- Film poster
- Directed by: Shunji Iwai
- Written by: Shunji Iwai
- Produced by: Shunji Iwai
- Starring: Anne Suzuki; Yū Aoi; Tomohiro Kaku;
- Cinematography: Noboru Shinoda
- Edited by: Shunji Iwai
- Music by: Shunji Iwai
- Production company: Rockwell Eyes
- Distributed by: Toho
- Release date: March 13, 2004 (Japan);
- Running time: 135 minutes
- Country: Japan

= Hana and Alice =

Hana and Alice (花とアリス, Hana to Arisu) is a 2004 Japanese teen romance film by director Shunji Iwai. The film, shot on HD digital video by the director of photography, Noboru Shinoda, who shared a longstanding working relationship with Shunji Iwai, concerns the life of two girls, the titular Hana (Anne Suzuki) and Alice (Yū Aoi), and the stress placed on their friendship as they move into high school.

It was theatrical released in Japan in 2004. It moved into theaters in other Asian territories later in 2004 and 2005, and into western film festivals, such as New York Asian Film Festival and Seattle International Film Festival.

==Plot==

Yū Aoi dancing in Hana and Alice

When Alice develops a crush on a stranger at the train station, she offers her best friend, Hana, the stranger's "half brother," Masashi. Hana declines, but after watching Masashi from a distance, she develops feelings for him. She stalks him by travelling on his regular train throughout the winter.

During the spring, Hana and Alice enroll at Masashi's high school. Hana learns that Masashi is a member of the story-telling club, which prompts her to join. As she continues to track him secretly, she witnesses him crash into a garage door, which leaves him unconscious. As he awakes, he finds Hana leaning over him. She reveals that a blow to Masashi's head has given him a case of amnesia and that she is his girlfriend. Hana and Masashi soon hang out as a couple while she continues deceiving him about their relationship. Alice becomes involved with Hana's lies by pretending she is Masashi's ex-girlfriend. Alice, in the meanwhile, gets scouted for a modelling job and succeeds in getting in. She also tries to reconnect with her father.

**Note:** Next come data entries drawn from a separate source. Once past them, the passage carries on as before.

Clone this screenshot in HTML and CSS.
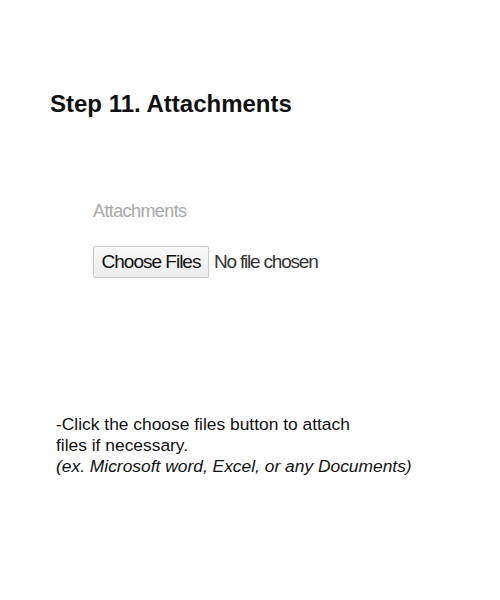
FILE: index.html
```html
<!DOCTYPE html>
<html>
<head>
<meta charset="utf-8">
<link rel="stylesheet" href="styles.css">
</head>
<body>
<div class="page">
  <h1 class="title">Step 11. Attachments</h1>
  <div class="field">
    <div class="label">Attachments</div>
    <div class="file-row">
      <span class="btn">Choose Files</span>
      <span class="status">No file chosen</span>
    </div>
  </div>
  <div class="note">
    <p class="line">-Click the choose files button to attach</p>
    <p class="line">files if necessary.</p>
    <p class="line em">(ex. Microsoft word, Excel, or any Documents)</p>
  </div>
</div>
</body>
</html>
```

FILE: styles.css
```css
html, body {
  margin: 0;
  padding: 0;
  background: #fff;
}
.page {
  width: 500px;
  height: 600px;
  font-family: "Liberation Sans", Arial, sans-serif;
  color: #111;
  display: flex;
  flex-direction: column;
}
.title {
  margin: 90px 0 0 50px;
  font-size: 24px;
  font-weight: bold;
  line-height: 28px;
}
.field {
  margin: 81px 0 0 93px;
  display: flex;
  flex-direction: column;
}
.label {
  font-size: 18px;
  color: #a8a8a8;
  letter-spacing: -0.6px;
  line-height: 24px;
}
.file-row {
  margin-top: 23px;
  display: flex;
  align-items: center;
  gap: 5px;
}
.btn {
  box-sizing: border-box;
  width: 116px;
  height: 32px;
  border: 1px solid #c8c8c8;
  border-radius: 2px;
  background: linear-gradient(#f9f9f9, #ececec);
  font-size: 19px;
  letter-spacing: -1px;
  color: #111;
  display: flex;
  align-items: center;
  justify-content: center;
}
.status {
  font-size: 19px;
  letter-spacing: -1.2px;
  color: #333;
}
.note {
  margin: 136px 0 0 56px;
}
.line {
  margin: 0;
  font-size: 17.4px;
  line-height: 21px;
  color: #111;
}
.em {
  font-style: italic;
}
```
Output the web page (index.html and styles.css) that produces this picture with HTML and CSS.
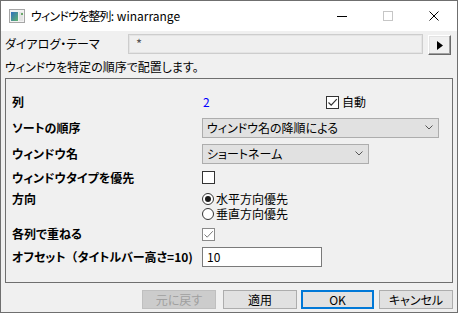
FILE: index.html
```html
<!DOCTYPE html>
<html lang="ja">
<head>
<meta charset="utf-8">
<link rel="stylesheet" href="styles.css">
</head>
<body>
<div class="window">
  <div class="titlebar">
    <svg class="app-icon" width="16" height="14" viewBox="0 0 16 14">
      <defs>
        <linearGradient id="ig" x1="0" y1="0" x2="1" y2="1">
          <stop offset="0" stop-color="#2f6fc0"/>
          <stop offset="1" stop-color="#63b56d"/>
        </linearGradient>
      </defs>
      <rect x="0.5" y="0.5" width="15" height="13" fill="#f2f2f2" stroke="#a6a6a6"/>
      <rect x="2" y="3" width="7" height="9" fill="url(#ig)"/>
      <rect x="10" y="3" width="4" height="9" fill="#e4e4e4"/>
      <rect x="12" y="4" width="2" height="2" fill="#6aa86a"/>
    </svg>
    <span class="title"><span class="tight">ウィンドウを整列</span>: winarrange</span>
    <div class="caption-btns">
      <div class="cap"><svg width="10" height="10" viewBox="0 0 10 10"><line x1="0" y1="5.5" x2="10" y2="5.5" stroke="#000" stroke-width="1"/></svg></div>
      <div class="cap"><svg width="10" height="10" viewBox="0 0 10 10"><rect x="0.5" y="0.5" width="9" height="9" fill="none" stroke="#c6c6c6" stroke-width="1"/></svg></div>
      <div class="cap"><svg width="10" height="10" viewBox="0 0 10 10"><path d="M0.5 0.5 L9.5 9.5 M9.5 0.5 L0.5 9.5" stroke="#000" stroke-width="1"/></svg></div>
    </div>
  </div>
  <div class="content">
    <div class="theme-row">
      <span class="theme-label">ダイアログ・テーマ</span>
      <div class="theme-input">*</div>
      <div class="arrow-btn"><svg width="6" height="9" viewBox="0 0 6 9"><path d="M0 0 L6 4.5 L0 9 Z" fill="#000"/></svg></div>
    </div>
    <div class="desc">ウィンドウを特定の順序で配置します。</div>
    <div class="group">
      <div class="lbl">列</div>
      <div class="val cols">
        <span class="num">2</span>
        <span class="check-item"><span class="cb dark"><svg width="11" height="11" viewBox="0 0 11 11"><path d="M1.5 5.5 L4.2 8.2 L9.8 2.2" fill="none" stroke="#333" stroke-width="1.2"/></svg></span><span>自動</span></span>
      </div>

      <div class="lbl">ソートの順序</div>
      <div class="val"><div class="select wide"><span>ウィンドウ名の降順による</span><svg width="8" height="5" viewBox="0 0 8 5"><path d="M0.5 0.5 L4 4 L7.5 0.5" fill="none" stroke="#555" stroke-width="1"/></svg></div></div>

      <div class="lbl">ウィンドウ名</div>
      <div class="val"><div class="select narrow"><span>ショートネーム</span><svg width="8" height="5" viewBox="0 0 8 5"><path d="M0.5 0.5 L4 4 L7.5 0.5" fill="none" stroke="#555" stroke-width="1"/></svg></div></div>

      <div class="lbl">ウィンドウタイプを優先</div>
      <div class="val"><span class="cb dark"></span></div>

      <div class="lbl top">方向</div>
      <div class="val radios">
        <div class="radio-item"><span class="radio on"></span><span>水平方向優先</span></div>
        <div class="radio-item"><span class="radio"></span><span>垂直方向優先</span></div>
      </div>

      <div class="lbl">各列で重ねる</div>
      <div class="val"><span class="cb light"><svg width="11" height="11" viewBox="0 0 11 11"><path d="M1.5 5.5 L4.2 8.2 L9.8 2.2" fill="none" stroke="#7a7a7a" stroke-width="1"/></svg></span></div>

      <div class="lbl">オフセット<span class="fw">（</span>タイトルバー高さ=10)</div>
      <div class="val"><div class="textbox">10</div></div>
    </div>
    <div class="buttons">
      <div class="btn disabled">元に戻す</div>
      <div class="btn apply">適用</div>
      <div class="btn ok">OK</div>
      <div class="btn">キャンセル</div>
    </div>
  </div>
</div>
</body>
</html>
```
FILE: styles.css
```css
* { box-sizing: border-box; }
html, body { margin: 0; padding: 0; }
body {
  font-family: "Noto Sans CJK JP", "Noto Sans", sans-serif;
  font-size: 12px;
  font-feature-settings: "palt";
  color: #000;
  background: #f0f0f0;
}
.window {
  width: 458px;
  height: 313px;
  border: 1px solid #6f6f6f;
  background: #f0f0f0;
  display: flex;
  flex-direction: column;
}
.titlebar {
  height: 30px;
  background: #fff;
  display: flex;
  align-items: center;
  flex-shrink: 0;
}
.app-icon { margin-left: 8px; margin-right: 6px; margin-top: -1px; }
.title { line-height: 16px; flex: 1; }
.tight { letter-spacing: -0.8px; }
.caption-btns { display: flex; height: 30px; }
.cap {
  width: 46px;
  height: 30px;
  display: flex;
  align-items: center;
  justify-content: center;
}
.content {
  padding: 3px 4px 0 4px;
  display: flex;
  flex-direction: column;
}
.theme-row {
  height: 21px;
  display: flex;
  align-items: flex-start;
}
.theme-label { width: 123px; line-height: 20px; }
.theme-input {
  width: 295px;
  height: 20px;
  border: 1px solid #cdcdcd;
  box-shadow: inset 0 0 0 1px #e4e4e4;
  background: #efefef;
  color: #555;
  font-size: 13px;
  line-height: 18px;
  padding-left: 7px;
}
.arrow-btn {
  margin-left: 5px;
  margin-top: 1px;
  width: 23px;
  height: 20px;
  background: #f0f0f0;
  border-top: 1px solid #fff;
  border-left: 1px solid #fff;
  border-right: 1px solid #696969;
  border-bottom: 1px solid #696969;
  box-shadow: inset -1px -1px 0 #a0a0a0, inset 1px 1px 0 #e3e3e3;
  display: flex;
  align-items: center;
  justify-content: center;
}
.desc {
  margin-top: 3px;
  height: 18px;
  line-height: 18px;
}
.group {
  margin-top: 2px;
  height: 205px;
  border: 1px solid #6f6f6f;
  padding: 13px 6px 0 6px;
  display: grid;
  grid-template-columns: 190px 1fr;
  grid-template-rows: 20px 21px 21px 17px 30px 16px 20px;
  row-gap: 5px;
  align-items: center;
}
.lbl { font-weight: bold; line-height: 16px; white-space: nowrap; }
.lbl.top { align-self: start; line-height: 15px; }
.fw { font-feature-settings: normal; }
.val { display: flex; align-items: center; line-height: 16px; }
.num { color: #0000ff; width: 124px; padding-left: 1px; }
.check-item { display: flex; align-items: center; }
.check-item span:last-child { margin-left: 3px; }
.cb {
  width: 13px;
  height: 13px;
  background: #fff;
  display: inline-flex;
  align-items: center;
  justify-content: center;
}
.cb.dark { border: 1px solid #333; }
.cb.light { border: 1px solid #8a8a8a; }
.select {
  height: 20px;
  background: #e1e1e1;
  border: 1px solid #adadad;
  display: flex;
  align-items: center;
  justify-content: space-between;
  padding: 0 5px 0 4px;
}
.select.wide { width: 237px; }
.select.narrow { width: 167px; }
.radios { flex-direction: column; align-items: flex-start; align-self: start; }
.radio-item { height: 15px; line-height: 15px; display: flex; align-items: center; }
.radio {
  width: 12px;
  height: 12px;
  border-radius: 50%;
  border: 1px solid #333;
  background: #fff;
  margin-right: 2px;
  display: inline-flex;
  align-items: center;
  justify-content: center;
}
.radio.on::after {
  content: "";
  width: 6px;
  height: 6px;
  border-radius: 50%;
  background: #1a1a1a;
}
.textbox {
  width: 120px;
  height: 20px;
  border: 1px solid #7a7a7a;
  background: #fff;
  padding-left: 4px;
  line-height: 18px;
}
.buttons {
  margin-top: 7px;
  display: flex;
  justify-content: flex-end;
}
.btn {
  width: 74px;
  height: 19px;
  background: #e1e1e1;
  border: 1px solid #adadad;
  display: flex;
  align-items: center;
  justify-content: center;
  line-height: 16px;
}
.btn.disabled {
  background: #cccccc;
  border-color: #bfbfbf;
  color: #a0a0a0;
  margin-right: 7px;
}
.btn.apply { margin-right: 4px; }
.btn.ok {
  width: 73px;
  border: 2px solid #0078d7;
  margin-right: 5px;
}
```
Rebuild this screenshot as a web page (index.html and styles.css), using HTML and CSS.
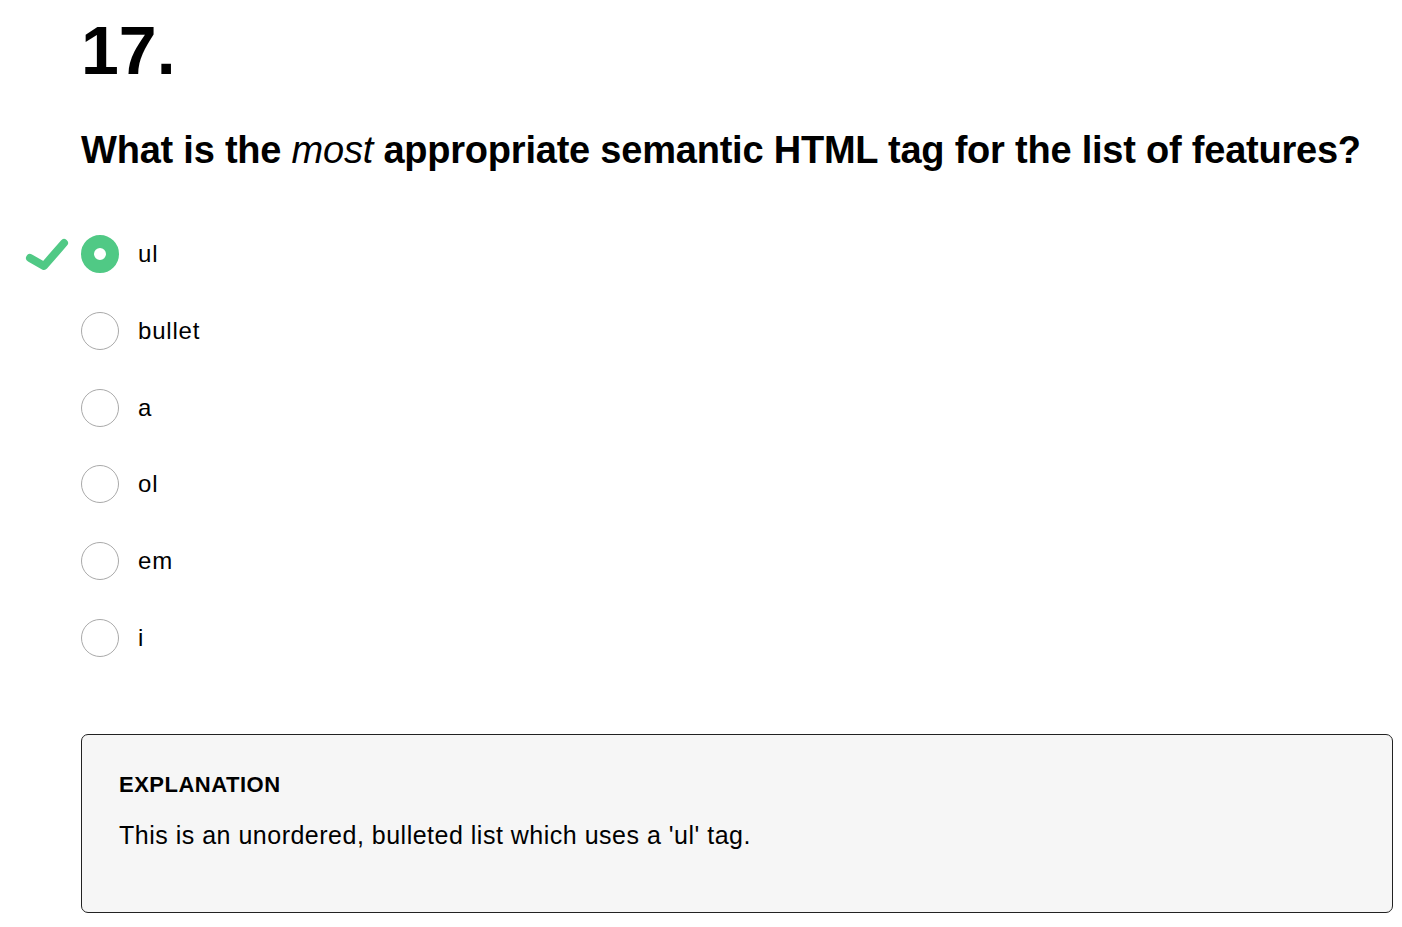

Through a series of events, a love triangle unexpectedly develops between Hana, Alice and Masashi, when Masashi falls in love with Alice, who he still believes is his ex. Masashi eventually learns of Hana's lie about his amnesia and reacts accordingly, which tests Hana and Alice's friendship. Alice proceeds to audition for a modelling job for the front page of a magazine cover. To prove her worth, she performs a ballet routine that impresses the casting director. The final shot finds Hana and Alice giggling at Alice's front cover photo.

==Cast==
- Anne Suzuki - Hana Arai (荒井 花 Arai Hana)
- Yū Aoi - Tetsuko "Alice" Arisugawa (有栖川 徹子 Arisugawa Tetsuko, アリス Arisu)
- Tomohiro Kaku - Masashi "Mr. Miya" Miyamoto (宮本 雅志 Miyamoto Masashi)
- Shoko Aida - Kayo Arisugawa (有栖川 加代 Arisugawa Kayo) (Alice's mother)
- Hiroshi Abe - Boyfriend of Alice's mother
- Sei Hiraizumi - Kenji Kuroyanagi (黒柳健次 Kuroyanagi Kenji) (Alice's father)
- Takao Osawa - Ryo Taguchi (リョウ･タグチ Ryō Taguchi) (Fashion Photographer)
- Ryōko Hirosue - Fashion Shoot Coordinator
- Tae Kimura - Ballet Teacher
- Ayumi Ito - Cameo
- Mika Kano - Cameo (as herself)

==Production==
Director Shunji Iwai was the director, producer, screenplay author and composer for the film.

==Awards==
- Best Actress: Yū Aoi, 2005 - Japanese Professional Movie Award

==Release==
Hana and Alice was released in Japan on March 13, 2004. The film was shown at the Seattle International Film Festival on June 8, 2005. A prequel, The Case of Hana & Alice, was released in February 2015.